Austria has become one of the first countries in Europe to loosen a lockdown imposed to slow the spread of COVID-19 and professional teams have been given the green light to start training in preparation for the resumption of the league.
However, squads have to be split into groups of six and players must remain two metres apart while handshakes and hugs are banned.
"It was of course a great feeling to see the lads again, even if we had to keep two metres apart, just to talk again, have a chat, see how everyone is doing," Woeber told an online news conference. "All of us have missed football."
Asked if he missed staying at home, Woeber said: "I think it was getting massively on all of our nerves, and we gave our fitness trainer a hard time.
"But it of course was necessary, we had to stay fit and get fit again, we have big goals ahead and need to be as best prepared as possible."
He added: "It's strange when you're not allowed to celebrate together or be happy together when you get a goal, or when something funny happens."
Coach Jesse Marsch conceded that it was an unusual practice.
"We have to be a bit creative in this situation but the players have so much energy it is working really well for us," said the U.S. coach, whose side are second in the Austrian Bundesliga.
"You can talk about tactics technically, but it isn't easy when you have no opposition or when you have to keep this distance."

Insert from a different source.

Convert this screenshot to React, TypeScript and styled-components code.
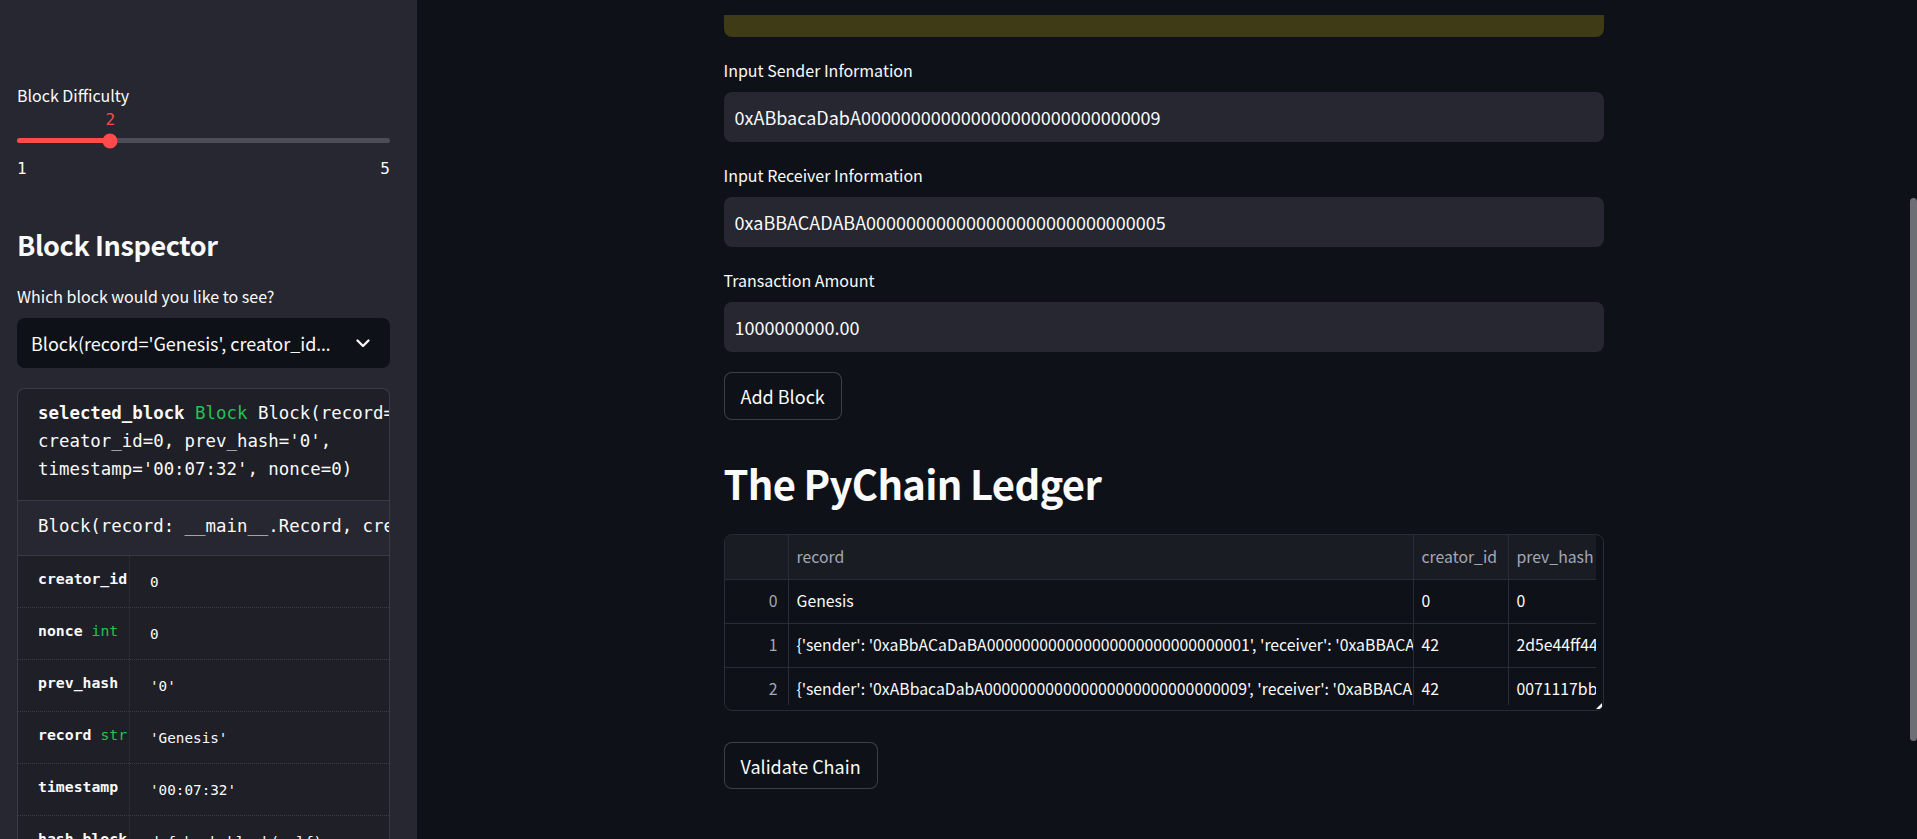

The club's sporting director Christoph Freund said there were still unanswered questions about playing again, particularly with regards to medical guidelines.
"It is important to take the next steps together with the other teams and with the league and to set up working groups," he said.
"We need a good concept to be able to play these games in the future. It could be that the virus accompanies us for a long while and we will have to live with this situation and will have to find a way to bring as much normality to the situation as possible."